── SUPPLIED INFORMATION ──

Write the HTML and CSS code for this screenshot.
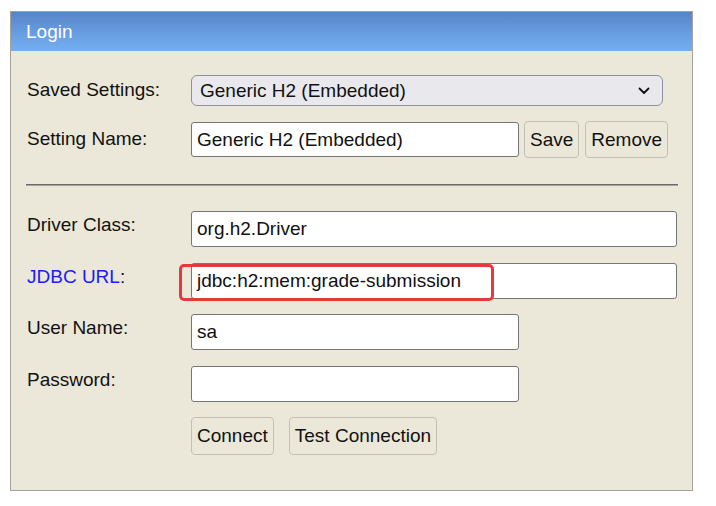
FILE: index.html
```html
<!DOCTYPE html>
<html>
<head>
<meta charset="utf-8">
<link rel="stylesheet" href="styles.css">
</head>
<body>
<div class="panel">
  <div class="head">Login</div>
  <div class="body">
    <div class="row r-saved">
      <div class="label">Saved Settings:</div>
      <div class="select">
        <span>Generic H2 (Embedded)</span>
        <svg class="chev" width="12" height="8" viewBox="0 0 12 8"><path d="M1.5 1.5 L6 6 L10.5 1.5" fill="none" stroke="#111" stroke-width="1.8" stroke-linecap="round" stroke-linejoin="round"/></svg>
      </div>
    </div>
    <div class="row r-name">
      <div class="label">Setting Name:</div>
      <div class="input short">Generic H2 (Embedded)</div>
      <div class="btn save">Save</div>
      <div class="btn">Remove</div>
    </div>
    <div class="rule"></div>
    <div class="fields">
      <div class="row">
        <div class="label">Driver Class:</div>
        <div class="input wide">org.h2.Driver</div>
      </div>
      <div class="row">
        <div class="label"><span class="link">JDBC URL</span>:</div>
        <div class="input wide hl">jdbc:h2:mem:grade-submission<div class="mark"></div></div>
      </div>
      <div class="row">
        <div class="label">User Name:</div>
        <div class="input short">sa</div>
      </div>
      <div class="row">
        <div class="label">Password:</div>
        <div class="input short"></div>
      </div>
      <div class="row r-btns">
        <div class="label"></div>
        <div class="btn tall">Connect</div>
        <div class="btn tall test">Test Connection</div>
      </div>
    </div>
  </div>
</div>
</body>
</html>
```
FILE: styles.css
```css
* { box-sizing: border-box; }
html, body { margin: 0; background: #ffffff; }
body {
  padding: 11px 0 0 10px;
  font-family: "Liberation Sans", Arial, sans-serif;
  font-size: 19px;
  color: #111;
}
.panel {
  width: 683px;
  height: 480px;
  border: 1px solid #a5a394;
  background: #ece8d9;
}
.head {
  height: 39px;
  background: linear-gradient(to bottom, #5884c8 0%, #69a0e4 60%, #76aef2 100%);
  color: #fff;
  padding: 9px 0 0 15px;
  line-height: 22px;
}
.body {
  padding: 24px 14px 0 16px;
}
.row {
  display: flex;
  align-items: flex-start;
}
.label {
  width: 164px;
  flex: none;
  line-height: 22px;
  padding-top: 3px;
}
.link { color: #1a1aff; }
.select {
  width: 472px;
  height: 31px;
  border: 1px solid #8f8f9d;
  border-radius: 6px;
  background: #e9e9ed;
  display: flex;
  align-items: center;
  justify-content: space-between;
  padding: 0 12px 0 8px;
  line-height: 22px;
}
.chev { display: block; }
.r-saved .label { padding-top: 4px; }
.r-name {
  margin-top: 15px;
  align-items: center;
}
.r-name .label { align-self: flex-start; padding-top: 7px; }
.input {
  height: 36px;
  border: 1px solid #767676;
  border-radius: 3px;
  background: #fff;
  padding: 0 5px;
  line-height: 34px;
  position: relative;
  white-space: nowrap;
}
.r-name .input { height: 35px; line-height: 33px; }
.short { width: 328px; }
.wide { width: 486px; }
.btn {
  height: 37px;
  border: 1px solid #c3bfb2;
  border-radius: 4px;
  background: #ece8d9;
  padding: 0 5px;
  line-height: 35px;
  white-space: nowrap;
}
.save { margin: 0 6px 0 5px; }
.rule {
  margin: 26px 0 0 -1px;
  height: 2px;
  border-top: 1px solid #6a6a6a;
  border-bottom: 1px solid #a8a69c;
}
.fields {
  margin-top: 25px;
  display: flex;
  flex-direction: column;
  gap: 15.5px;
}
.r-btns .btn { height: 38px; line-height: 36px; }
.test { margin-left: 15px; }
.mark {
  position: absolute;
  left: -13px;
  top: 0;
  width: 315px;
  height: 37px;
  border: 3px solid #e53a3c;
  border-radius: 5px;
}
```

───

Each line of the data is to be duplicated exactly; pictures stay out of the copy.

#### [EXERCISE ANSWER]
Write the HTML and CSS code for this screenshot.
FILE: index.html
```html
<!DOCTYPE html>
<html>
<head>
<meta charset="utf-8">
<link rel="stylesheet" href="styles.css">
</head>
<body>
<div class="panel">
  <div class="head">Login</div>
  <div class="body">
    <div class="row r-saved">
      <div class="label">Saved Settings:</div>
      <div class="select">
        <span>Generic H2 (Embedded)</span>
        <svg class="chev" width="12" height="8" viewBox="0 0 12 8"><path d="M1.5 1.5 L6 6 L10.5 1.5" fill="none" stroke="#111" stroke-width="1.8" stroke-linecap="round" stroke-linejoin="round"/></svg>
      </div>
    </div>
    <div class="row r-name">
      <div class="label">Setting Name:</div>
      <div class="input short">Generic H2 (Embedded)</div>
      <div class="btn save">Save</div>
      <div class="btn">Remove</div>
    </div>
    <div class="rule"></div>
    <div class="fields">
      <div class="row">
        <div class="label">Driver Class:</div>
        <div class="input wide">org.h2.Driver</div>
      </div>
      <div class="row">
        <div class="label"><span class="link">JDBC URL</span>:</div>
        <div class="input wide hl">jdbc:h2:mem:grade-submission<div class="mark"></div></div>
      </div>
      <div class="row">
        <div class="label">User Name:</div>
        <div class="input short">sa</div>
      </div>
      <div class="row">
        <div class="label">Password:</div>
        <div class="input short"></div>
      </div>
      <div class="row r-btns">
        <div class="label"></div>
        <div class="btn tall">Connect</div>
        <div class="btn tall test">Test Connection</div>
      </div>
    </div>
  </div>
</div>
</body>
</html>
```
FILE: styles.css
```css
* { box-sizing: border-box; }
html, body { margin: 0; background: #ffffff; }
body {
  padding: 11px 0 0 10px;
  font-family: "Liberation Sans", Arial, sans-serif;
  font-size: 19px;
  color: #111;
}
.panel {
  width: 683px;
  height: 480px;
  border: 1px solid #a5a394;
  background: #ece8d9;
}
.head {
  height: 39px;
  background: linear-gradient(to bottom, #5884c8 0%, #69a0e4 60%, #76aef2 100%);
  color: #fff;
  padding: 9px 0 0 15px;
  line-height: 22px;
}
.body {
  padding: 24px 14px 0 16px;
}
.row {
  display: flex;
  align-items: flex-start;
}
.label {
  width: 164px;
  flex: none;
  line-height: 22px;
  padding-top: 3px;
}
.link { color: #1a1aff; }
.select {
  width: 472px;
  height: 31px;
  border: 1px solid #8f8f9d;
  border-radius: 6px;
  background: #e9e9ed;
  display: flex;
  align-items: center;
  justify-content: space-between;
  padding: 0 12px 0 8px;
  line-height: 22px;
}
.chev { display: block; }
.r-saved .label { padding-top: 4px; }
.r-name {
  margin-top: 15px;
  align-items: center;
}
.r-name .label { align-self: flex-start; padding-top: 7px; }
.input {
  height: 36px;
  border: 1px solid #767676;
  border-radius: 3px;
  background: #fff;
  padding: 0 5px;
  line-height: 34px;
  position: relative;
  white-space: nowrap;
}
.r-name .input { height: 35px; line-height: 33px; }
.short { width: 328px; }
.wide { width: 486px; }
.btn {
  height: 37px;
  border: 1px solid #c3bfb2;
  border-radius: 4px;
  background: #ece8d9;
  padding: 0 5px;
  line-height: 35px;
  white-space: nowrap;
}
.save { margin: 0 6px 0 5px; }
.rule {
  margin: 26px 0 0 -1px;
  height: 2px;
  border-top: 1px solid #6a6a6a;
  border-bottom: 1px solid #a8a69c;
}
.fields {
  margin-top: 25px;
  display: flex;
  flex-direction: column;
  gap: 15.5px;
}
.r-btns .btn { height: 38px; line-height: 36px; }
.test { margin-left: 15px; }
.mark {
  position: absolute;
  left: -13px;
  top: 0;
  width: 315px;
  height: 37px;
  border: 3px solid #e53a3c;
  border-radius: 5px;
}
```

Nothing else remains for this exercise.